En las últimas décadas, los cambios económicos y tecnológicos transformaron los procesos productivos y expulsaron del empleo formal a grandes masas laborales. Nuestro país y nuestra ciudad no son ajenos a esa realidad. Así lo prueban los muchos trabajadores informales que hallan en el espacio público el ámbito que les permite satisfacer mínimamente sus necesidades básicas. Para ello ofrecen sus artesanías o revenden al menudeo productos adquiridos en el mercado mayorista. En sí misma, esa actividad no es ilegal y quienes la ejercen deberían recibir cierta protección estatal por pertenecer a los sectores más vulnerables.
Esta mirada no es compartida desde algunas oficinas gubernamentales que, con criterio restrictivo, consideran prohibida a la venta callejera; salvo que quien la haga cuente con un permiso especial.

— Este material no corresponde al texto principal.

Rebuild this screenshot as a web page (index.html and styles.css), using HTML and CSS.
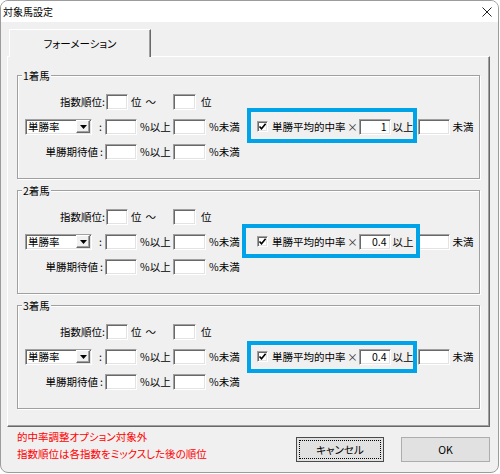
FILE: index.html
```html
<!DOCTYPE html>
<html lang="ja">
<head>
<meta charset="utf-8">
<title>対象馬設定</title>
<link rel="stylesheet" href="styles.css">
</head>
<body>
<div class="window">
  <div class="titlebar">
    <span class="title">対象馬設定</span>
    <span class="close"><svg width="10" height="10" viewBox="0 0 10 10"><path d="M0.5 0.5 L9.5 9.5 M9.5 0.5 L0.5 9.5" stroke="#222" stroke-width="1" fill="none"/></svg></span>
  </div>
  <div class="client">
    <div class="tabs">
      <div class="tab-strip"><div class="tab">フォーメーション</div></div>
      <div class="tab-page">

        <div class="group g1">
          <span class="legend">1着馬</span>
          <div class="row">
            <span class="lbl-a">指数順位:</span>
            <span class="box w22 ml1"></span>
            <span class="mid">位<span class="tilde">～</span></span>
            <span class="box w23"></span>
            <span class="ml5">位</span>
          </div>
          <div class="row">
            <span class="select"><span class="sel-text">単勝率</span><span class="sel-btn"><svg width="7" height="4" viewBox="0 0 7 4"><path d="M0 0 H7 L3.5 4 Z" fill="#000"/></svg></span></span>
            <span class="colon">:</span>
            <span class="box w32"></span>
            <span class="unit">%以上</span>
            <span class="box w33"></span>
            <span class="unit2">%未満</span>
            <span class="cbgroup">
              <span class="check"><svg width="9" height="9" viewBox="0 0 9 9"><path d="M1.5 4.5 L3.5 6.8 L7.6 1.8" stroke="#000" stroke-width="1.6" fill="none"/></svg></span>
              <span class="cb-label">単勝平均的中率</span>
              <span class="times">×</span>
              <span class="box w32 num">1</span>
              <span class="ijo">以上</span>
              <span class="hl"></span>
            </span>
            <span class="box w32 ml4"></span>
            <span class="ml3">未満</span>
          </div>
          <div class="row">
            <span class="lbl-b">単勝期待値</span>
            <span class="colon-b">:</span>
            <span class="box w32"></span>
            <span class="unit">%以上</span>
            <span class="box w33"></span>
            <span class="unit2">%未満</span>
          </div>
        </div>

        <div class="group g2">
          <span class="legend">2着馬</span>
          <div class="row">
            <span class="lbl-a">指数順位:</span>
            <span class="box w22 ml1"></span>
            <span class="mid">位<span class="tilde">～</span></span>
            <span class="box w23"></span>
            <span class="ml5">位</span>
          </div>
          <div class="row">
            <span class="select"><span class="sel-text">単勝率</span><span class="sel-btn"><svg width="7" height="4" viewBox="0 0 7 4"><path d="M0 0 H7 L3.5 4 Z" fill="#000"/></svg></span></span>
            <span class="colon">:</span>
            <span class="box w32"></span>
            <span class="unit">%以上</span>
            <span class="box w33"></span>
            <span class="unit2">%未満</span>
            <span class="cbgroup">
              <span class="check"><svg width="9" height="9" viewBox="0 0 9 9"><path d="M1.5 4.5 L3.5 6.8 L7.6 1.8" stroke="#000" stroke-width="1.6" fill="none"/></svg></span>
              <span class="cb-label">単勝平均的中率</span>
              <span class="times">×</span>
              <span class="box w32 num">0.4</span>
              <span class="ijo">以上</span>
              <span class="hl"></span>
            </span>
            <span class="box w32 ml4"></span>
            <span class="ml3">未満</span>
          </div>
          <div class="row">
            <span class="lbl-b">単勝期待値</span>
            <span class="colon-b">:</span>
            <span class="box w32"></span>
            <span class="unit">%以上</span>
            <span class="box w33"></span>
            <span class="unit2">%未満</span>
          </div>
        </div>

        <div class="group g3">
          <span class="legend">3着馬</span>
          <div class="row">
            <span class="lbl-a">指数順位:</span>
            <span class="box w22 ml1"></span>
            <span class="mid">位<span class="tilde">～</span></span>
            <span class="box w23"></span>
            <span class="ml5">位</span>
          </div>
          <div class="row">
            <span class="select"><span class="sel-text">単勝率</span><span class="sel-btn"><svg width="7" height="4" viewBox="0 0 7 4"><path d="M0 0 H7 L3.5 4 Z" fill="#000"/></svg></span></span>
            <span class="colon">:</span>
            <span class="box w32"></span>
            <span class="unit">%以上</span>
            <span class="box w33"></span>
            <span class="unit2">%未満</span>
            <span class="cbgroup">
              <span class="check"><svg width="9" height="9" viewBox="0 0 9 9"><path d="M1.5 4.5 L3.5 6.8 L7.6 1.8" stroke="#000" stroke-width="1.6" fill="none"/></svg></span>
              <span class="cb-label">単勝平均的中率</span>
              <span class="times">×</span>
              <span class="box w32 num">0.4</span>
              <span class="ijo">以上</span>
              <span class="hl"></span>
            </span>
            <span class="box w32 ml4"></span>
            <span class="ml3">未満</span>
          </div>
          <div class="row">
            <span class="lbl-b">単勝期待値</span>
            <span class="colon-b">:</span>
            <span class="box w32"></span>
            <span class="unit">%以上</span>
            <span class="box w33"></span>
            <span class="unit2">%未満</span>
          </div>
        </div>

      </div>
    </div>
    <div class="footer">
      <div class="notes">
        <p>的中率調整オプション対象外</p>
        <p>指数順位は各指数をミックスした後の順位</p>
      </div>
      <div class="buttons">
        <button class="btn btn-cancel">キャンセル</button>
        <button class="btn btn-ok">OK</button>
      </div>
    </div>
  </div>
</div>
</body>
</html>
```

FILE: styles.css
```css
* { box-sizing: border-box; }
html, body { margin: 0; padding: 0; background: #fff; }
body {
  font-family: "Noto Sans CJK JP", "Noto Sans", sans-serif;
  font-size: 10.5px;
  color: #000;
  font-feature-settings: "palt";
}
.window {
  width: 499px;
  height: 473px;
  border: 1px solid #9c9c9c;
  border-radius: 8px;
  overflow: hidden;
  display: flex;
  flex-direction: column;
  background: #f0f0f0;
}
.titlebar {
  height: 21px;
  flex: none;
  background: #fff;
  display: flex;
  align-items: center;
  justify-content: space-between;
  padding: 0 6px 0 2px;
  font-size: 10px;
}
.close { display: flex; }
.client { flex: 1; padding: 7px 0 0 6px; }

.tab-strip { display: flex; padding-left: 2px; position: relative; z-index: 1; }
.tab {
  width: 142px;
  height: 28px;
  margin-bottom: -1px;
  background: #f0f0f0;
  border-top: 1px solid #fff;
  border-left: 1px solid #fff;
  border-right: 1px solid #696969;
  box-shadow: inset -1px 0 #a0a0a0;
  display: flex;
  align-items: center;
  justify-content: center;
}
.tab-page {
  width: 483px;
  height: 371px;
  border-top: 1px solid #fff;
  border-left: 1px solid #fff;
  border-right: 1px solid #696969;
  border-bottom: 1px solid #696969;
  box-shadow: inset -1px -1px #a0a0a0;
  padding: 18px 0 0 9px;
}

.group {
  position: relative;
  width: 463px;
  height: 104px;
  border: 1px solid #a0a0a0;
  box-shadow: inset 1px 1px #fff, 1px 1px #fff;
  padding-top: 13px;
}
.group + .group { margin-top: 11px; }
.legend {
  position: absolute;
  top: -8px;
  left: 4px;
  padding: 0 1px;
  line-height: 15px;
  background: #f0f0f0;
}
.row { display: flex; align-items: center; height: 25px; white-space: nowrap; }

.box {
  display: block;
  height: 16px;
  background: #fff;
  border: 1px solid;
  border-color: #a0a0a0 #fff #fff #a0a0a0;
  box-shadow: inset 1px 1px #696969, inset -1px -1px #e3e3e3;
  line-height: 14px;
}
.num { text-align: right; padding-right: 3px; }
.w22 { width: 22px; }
.w23 { width: 23px; }
.w32 { width: 32px; }
.w33 { width: 33px; }
.ml1 { margin-left: 1px; }
.ml3 { margin-left: 3px; }
.ml4 { margin-left: 4px; }
.ml5 { margin-left: 5px; }

.lbl-a { width: 87px; text-align: right; }
.mid { width: 45px; padding-left: 3px; display: flex; }
.tilde { margin-left: 4px; }
.lbl-b { width: 80px; text-align: right; }
.colon-b { width: 7px; text-align: center; }

.select {
  margin-left: 7px;
  width: 67px;
  height: 16px;
  display: flex;
  align-items: center;
  justify-content: space-between;
  background: #fff;
  border: 1px solid;
  border-color: #a0a0a0 #fff #fff #a0a0a0;
  box-shadow: inset 1px 1px #696969, inset -1px -1px #e3e3e3;
  padding: 1px 1px 1px 2px;
}
.sel-text { line-height: 14px; }
.sel-btn {
  width: 14px;
  height: 13px;
  background: #f0f0f0;
  border: 1px solid;
  border-color: #fff #696969 #696969 #fff;
  box-shadow: inset -1px -1px #a0a0a0;
  display: flex;
  align-items: center;
  justify-content: center;
}
.colon { width: 13px; text-align: right; padding-right: 3px; }
.unit { width: 36px; padding-left: 3px; }
.unit2 { width: 49px; padding-left: 3px; }

.cbgroup {
  position: relative;
  display: flex;
  align-items: center;
  height: 25px;
  padding-left: 2px;
}
.check {
  width: 11px;
  height: 11px;
  background: #fff;
  border: 1px solid;
  border-color: #a0a0a0 #fff #fff #a0a0a0;
  box-shadow: inset 1px 1px #696969, inset -1px -1px #e3e3e3;
  display: flex;
  align-items: center;
  justify-content: center;
}
.cb-label { margin-left: 4px; }
.times { margin-left: 1px; width: 12px; text-align: center; color: #333; }
.ijo { margin-left: 2px; }
.hl {
  position: absolute;
  border: 4px solid #00a2e8;
  top: -6px;
  bottom: -4px;
  left: -8px;
  right: -3px;
  pointer-events: none;
}
.g2 .hl { top: -5px; bottom: -4px; left: -13px; right: -6px; }
.g3 .hl { top: -3px; bottom: -4px; left: -8px; right: -3px; }

.footer {
  display: flex;
  justify-content: space-between;
  padding: 1px 8px 0 10px;
}
.notes p { margin: 0; line-height: 17px; color: #f00; }
.buttons { display: flex; gap: 17px; margin-top: 9px; }
.btn {
  height: 25px;
  background: #e1e1e1;
  border: 1px solid #adadad;
  font: inherit;
  color: #000;
  padding: 0;
  display: flex;
  align-items: center;
  justify-content: center;
}
.btn-cancel { width: 88px; border-color: #4a4a4a; position: relative; }
.btn-cancel::after {
  content: "";
  position: absolute;
  inset: 2px;
  border: 1px dotted #000;
}
.btn-ok { width: 89px; }
```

Visto con los ojos de quienes carecen de todo, un permiso especial para vender equivale a un permiso especial para vivir.
Si desde los escritorios oficiales no perciben esta cruel equivalencia, será preciso recordarles que –tanto en el espacio público como en el que no lo es- el Estado debe resguardar la dignidad de las personas, un bien que resulta mucho más valioso que los intereses mercantiles y los conflictos que ellos puedan suscitar.